2. The automatic brake valve was prematurely moved to the "cutout" position, trapping a pressure gradient within the train air brake line. As the pressure gradient equalized, it sequentially activated the quick service release of the air brakes on all freight cars behind the locomotives.
3. Because no other locomotive in the consist was set in the controlling position, the supply of air pressure required to maintain independent brakes was cut off, which permitted all locomotive independent brakes to bleed off and release.
4. With all freight car and locomotive air brakes released, the absence of a sufficient number of handbrakes applied left the train unsecured.
5. The train crew and company deviated from a number of standard operating practices associated with train securement, each of which increased the risk for an uncontrolled movement to occur and contributed to the accident.
6. With only one crew member left at the end of the shift, the other crew members did not have an opportunity to verify whether the train was properly secured.
7. Insufficient company oversight allowed the deviations in standard operating practices to occur.

Finding as to risk

1. Without effective company and regulatory overview, the risk that a short-line railway's Safety Management System philosophy will not be effectively progressed through to its policies, procedures and practices is increased.

Other finding

1. The split switch derail at Mile 1.9 functioned as designed and prevented the uncontrolled train from entering the hydro plant.

Safety action taken

On 20 February 2009, Transport Canada issued a notice under subsection 31.(3) of the Railway Safety Act.
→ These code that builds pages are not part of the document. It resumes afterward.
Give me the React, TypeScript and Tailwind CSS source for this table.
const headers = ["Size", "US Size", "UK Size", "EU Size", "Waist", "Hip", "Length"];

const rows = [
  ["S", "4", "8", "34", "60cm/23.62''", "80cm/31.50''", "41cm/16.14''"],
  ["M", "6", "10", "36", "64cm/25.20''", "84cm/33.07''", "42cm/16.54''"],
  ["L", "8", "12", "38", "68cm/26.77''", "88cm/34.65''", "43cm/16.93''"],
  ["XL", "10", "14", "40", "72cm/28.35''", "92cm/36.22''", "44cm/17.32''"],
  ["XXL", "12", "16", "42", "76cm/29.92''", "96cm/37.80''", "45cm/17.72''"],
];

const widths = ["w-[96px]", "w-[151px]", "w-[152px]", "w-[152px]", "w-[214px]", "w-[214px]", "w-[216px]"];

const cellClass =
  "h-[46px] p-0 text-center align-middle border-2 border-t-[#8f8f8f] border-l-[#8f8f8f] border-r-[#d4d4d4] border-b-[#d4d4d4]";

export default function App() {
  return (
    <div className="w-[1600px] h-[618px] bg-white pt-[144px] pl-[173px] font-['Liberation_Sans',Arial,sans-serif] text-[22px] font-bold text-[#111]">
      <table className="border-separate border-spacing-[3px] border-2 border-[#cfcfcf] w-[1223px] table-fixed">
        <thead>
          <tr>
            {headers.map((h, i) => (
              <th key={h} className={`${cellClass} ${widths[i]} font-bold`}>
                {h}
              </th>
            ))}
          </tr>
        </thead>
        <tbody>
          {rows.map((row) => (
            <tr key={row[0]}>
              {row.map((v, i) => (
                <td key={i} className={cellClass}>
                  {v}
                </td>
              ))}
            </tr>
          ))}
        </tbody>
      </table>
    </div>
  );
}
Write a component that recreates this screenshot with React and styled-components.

The notice required SOR management to report in writing by 06 March 2009 how the company intended to resolve the hazard or condition resulting from failure of SOR employees to properly secure unattended equipment on the Hydro Spur at Nanticoke, Ontario.

On the same day, SOR issued operating bulletins Nos. 003-2009 and 004-2009 under CROR Rule 83(a). The bulletins were related to the practice of leaving unattended cars or trains on the Hydro Spur.

Bulletin 003-2009 addressed the procedures for building and setting the outbound train for the 2200 Branford Turn:

The train "must" be brought to Garnet yard and left between Highway #3 and the crossing located at the south end of Garnet yard. In the event that the number of cars exceed the room at this location, the train must be cut at the crossing located at the south end of Garnet yard and the head-end of the train pulled and stopped between the two crossings at either end of Garnet yard.

Both sections of the train must be secured as per the RA GOI Section 5. item 3. In addition, any time the controlling locomotive is changed in the locomotive consist used at Garnet yard, a locomotive brake test (schedule B) must be completed on the consist.

Bulletin 004-2009 addressed crew duties:

Prior to going off duty, crews must ensure that no cars or locomotives are being left unattended on the Hydro Spur. If crews are nearing their maximum hours of service, they must plan their work to allow cars to be moved to the Stelco Spur prior to going off duty.

In the case of an emergency, which prevents crews from complying with this bulletin, they must contact the Operations Supervisor and report that there are cars being left on the Hydro Spur. Crews will be governed by the Operations Supervisor's instructions.

TC further conducted a series of inspections between May and August 2009 under its Mobile Audit Program. It inspected trains stored in Garnet Yard, Hagersville, Ontario, for CROR Rule 112 compliance and interviewed selected employees and supervisors on practices and expectations related to the securing of equipment.

To monitor safety and compliance, RA has taken a more active approach in the management of safety at its railways. Specifically, all incidents and efficiency test levels are monitored weekly by the regional vice president and the manager of safety and operating practices (MSTOP) responsible for the railway. Incidents are further reviewed weekly by the chief operating officer and the vice-president of safety and operating practices.

SOR has made the following changes:

• All operating employees were re-qualified in the RA GOIs.
• The transportation management at SOR were restructured. Specifically, the structure of general manager, trainmaster and two operational coordinators was replaced with general manager, assistant general manager, trainmaster, assistant trainmaster and operations supervisor, all with efficiency testing responsibility.
• Annual regional review of the internal SMS audit requirement and constant monitoring of rules training was initiated by the regional vice president and the MSTOP.
• Annual unannounced safety audits by the MSTOP were initiated in 2010.
• The MSTOP will conduct annual rules reviews for all operating employees to ensure that any changes in rules or special instructions are covered over and above the CROR rules requalification requirement.

This report concludes the Transportation Safety Board's investigation into this occurrence. Consequently, the Board authorized the release of this report on 04 August 2010.